Mets have plenty of reasons to believe transition year could go better than expected

JUPITER, Fla. — Sure, this isn’t the seemingly stacked, star-studded Mets team that entered the 2023 season (before inexplicably bombing). But take solace, Mets fans, that may be a good thing.

Even in this alleged transition year, there’s plenty to like here. The Mets have given themselves half a chance to play into October.

Here are 22 reasons the Mets may be better than you think.

1. They’re still spending an MLB high $340 million (via Cot’s Baseball Contracts) after an off winter for spending. So, even if a bit or more of that was misspent, you know there is talent here.

2. They’re only two years removed from 101 wins, and nine players, including many key ones, remain from that squad. The 2023 season just may be a fluke.

3. New manager Carlos Mendoza seems ready. I was originally skeptical since he was the bench coach for an underachieving Yankees team last year (after several better seasons). But it’s becoming clear he has the personality and smarts. And you know, as a longtime employee of the analytically driven Yankees and recent hire of noted numbers cruncher David Stearns, you have to know he’s prepared for the modern game.

Carlos Mendoza looks ready to manage the Mets after his tenure as the Yankees’ bench coach.

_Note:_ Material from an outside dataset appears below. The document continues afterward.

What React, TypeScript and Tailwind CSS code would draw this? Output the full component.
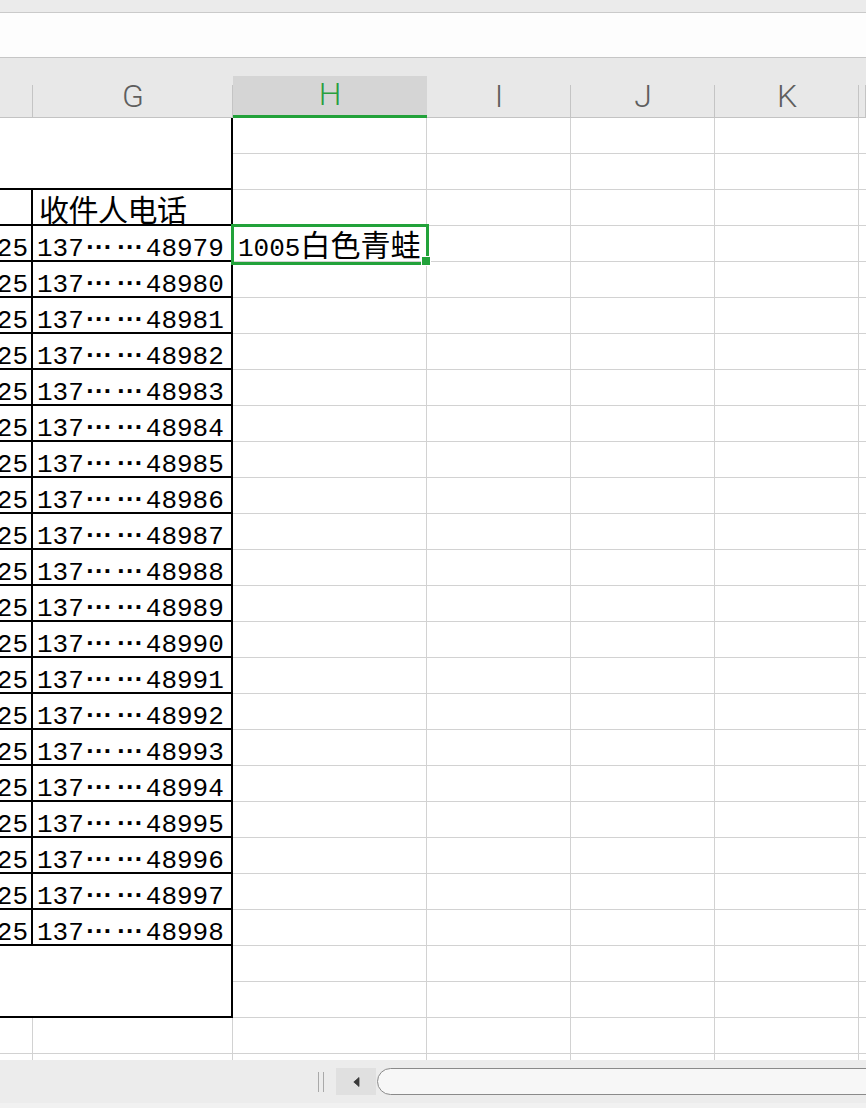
import React from "react";

const MONO = "font-['Liberation_Mono',monospace] text-[26px] leading-[20px]";
const CJK = "font-['Noto_Sans_CJK_SC',sans-serif] text-[30px] leading-[30px]";

function Dots() {
  return (
    <span className="inline-block w-[31px] text-center font-['Liberation_Sans',sans-serif] font-bold text-[26px] leading-[20px]">
      ···
    </span>
  );
}

function Phone({ n }: { n: number }) {
  return (
    <span className={`${MONO} whitespace-nowrap text-black`}>
      <span>137</span>
      <Dots />
      <Dots />
      <span>{n}</span>
    </span>
  );
}

function HeaderCell({
  w,
  label,
  active,
  grow,
}: {
  w?: string;
  label?: string;
  active?: boolean;
  grow?: boolean;
}) {
  if (active) {
    return (
      <div
        className={`${w} shrink-0 h-[42px] bg-[#d5d5d5] border-b-[3px] border-[#22a23a] flex items-end justify-center pb-[5px]`}
      >
        <span className="font-['Roboto',sans-serif] font-light text-[32px] leading-[32px] text-[#2a9f3e]">
          {label}
        </span>
      </div>
    );
  }
  return (
    <div
      className={`${grow ? "flex-1" : w} shrink-0 h-full relative border-b border-[#c3c3c3] flex items-end justify-center pb-[5px]`}
    >
      {label && (
        <span className="font-['Roboto',sans-serif] font-light text-[32px] leading-[32px] text-[#5e5e5e]">
          {label}
        </span>
      )}
      <span className="absolute right-0 top-[27px] bottom-0 w-px bg-[#c4c4c4]" />
    </div>
  );
}

function LeftRow({ f, children, pl = "pl-[4px]" }: { f?: string; children?: React.ReactNode; pl?: string }) {
  return (
    <div className="h-[36px] shrink-0 flex border-b-2 border-r-2 border-black">
      <div className="w-[33px] shrink-0 border-r-2 border-black overflow-hidden flex items-end justify-end pr-[3px] pb-[1px]">
        {f && <span className={`${MONO} whitespace-nowrap`}>{f}</span>}
      </div>
      <div className={`flex-1 min-w-0 flex items-end ${pl} pb-[1px]`}>
        {children}
      </div>
    </div>
  );
}

function RightRow({ idx, h = "h-[36px]", last }: { idx: number; h?: string; last?: boolean }) {
  const g = "border-[#d2d2d2]";
  const selected = idx === 3;
  return (
    <div className={`${h} shrink-0 flex ${last ? "" : `border-b ${g}`}`}>
      <div className={`w-[194px] shrink-0 border-r ${g} relative flex items-end pl-[5px] pb-[2px]`}>
        {selected && (
          <>
            <span className={`${MONO} whitespace-nowrap text-black`}>
              <span>1005</span>
              <span className={CJK}>白色青蛙</span>
            </span>
            <div className="absolute -left-[2px] -top-[2px] w-[198px] h-[41px] border-[3px] border-[#22a23a] z-10 pointer-events-none" />
            <div className="absolute left-[188px] top-[30px] w-[10px] h-[10px] bg-[#22a23a] border border-white z-20" />
          </>
        )}
      </div>
      <div className={`w-[144px] shrink-0 border-r ${g}`} />
      <div className={`w-[144px] shrink-0 border-r ${g}`} />
      <div className={`w-[144px] shrink-0 border-r ${g}`} />
      <div className="flex-1" />
    </div>
  );
}

export default function App() {
  const nums = Array.from({ length: 20 }, (_, i) => 48979 + i);
  const gray = "border-[#d2d2d2]";
  return (
    <div className="w-[866px] h-[1108px] overflow-hidden bg-white flex flex-col">
      {/* top strip */}
      <div className="h-[13px] shrink-0 bg-[#ebebeb] border-b border-[#cacaca]" />
      {/* formula area */}
      <div className="h-[45px] shrink-0 bg-[#fdfdfd] border-b border-[#c6c6c6]" />
      {/* column header */}
      <div className="h-[60px] shrink-0 bg-[#e8e8e8] flex items-end">
        <HeaderCell w="w-[33px]" />
        <HeaderCell w="w-[200px]" label="G" />
        <HeaderCell w="w-[194px]" label="H" active />
        <HeaderCell w="w-[144px]" label="I" />
        <HeaderCell w="w-[144px]" label="J" />
        <HeaderCell w="w-[144px]" label="K" />
        <HeaderCell grow />
      </div>

      {/* grid */}
      <div className="h-[942px] shrink-0 flex">
        {/* F + G bordered table */}
        <div className="w-[233px] shrink-0 flex flex-col">
          <div className="h-[72px] shrink-0 border-r-2 border-b-2 border-black" />
          <LeftRow pl="pl-[6px]">
            <span className={`${CJK} whitespace-nowrap tracking-[-0.5px]`}>收件人电话</span>
          </LeftRow>
          {nums.map((n) => (
            <LeftRow key={n} f="1025">
              <Phone n={n} />
            </LeftRow>
          ))}
          <div className="h-[72px] shrink-0 border-r-2 border-b-2 border-black" />
          <div className={`h-[36px] shrink-0 flex border-b ${gray}`}>
            <div className={`w-[33px] shrink-0 border-r ${gray}`} />
            <div className={`flex-1 border-r ${gray}`} />
          </div>
          <div className="flex-1 flex">
            <div className={`w-[33px] shrink-0 border-r ${gray}`} />
            <div className={`flex-1 border-r ${gray}`} />
          </div>
        </div>
        {/* H.. columns */}
        <div className="flex-1 flex flex-col">
          {Array.from({ length: 26 }, (_, i) => (
            <RightRow key={i} idx={i} />
          ))}
          <RightRow idx={-1} h="flex-1" last />
        </div>
      </div>

      {/* bottom scroll bar */}
      <div className="flex-1 bg-[#ececec] flex items-start pt-[8px] border-b-[5px] border-[#f1f1f1]">
        <div className="ml-[318px] mt-[4px] w-[6px] h-[20px] border-l border-r border-[#a9a9a9]" />
        <div className="ml-[12px] w-[40px] h-[27px] bg-[#e0e0e0] flex items-center justify-center">
          <svg width="7" height="10" viewBox="0 0 7 10">
            <path d="M6 0.5 L0.8 5 L6 9.5 Z" fill="#3a3a3a" stroke="#3a3a3a" strokeWidth="0.8" strokeLinejoin="round" />
          </svg>
        </div>
        <div className="ml-[1px] flex-1 mr-[-30px] h-[27px] rounded-full border border-[#8a8a8a] bg-[#f7f7f7]" />
      </div>
    </div>
  );
}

Corey Sipkin for the NY Post

4. The defense is much improved. Harrison Bader in center is one of the best, and Brandon Nimmo should be among the best in left.

5. Francisco Alvarez should take the next step in Year 2. He surprised us by how ready he was last year, but he should be even better this time around. The arm is one of the best, and with Mets pitchers working hard now on giving him a chance, there’s no reason he shouldn’t move from below average throwing runners out (only 12 percent caught stealing in 2023) to one of the best.

6. While the rotation is missing a No. 1 or even No. 2 starter until ace Kodai Senga returns from his shoulder issue, all five guys should give them a chance.

7. No. 5 guy Tylor Megill has a splitter he’s learned from Senga, and while it isn’t a ghost fork (it can be seen clearly) it’s given him an extra pitch.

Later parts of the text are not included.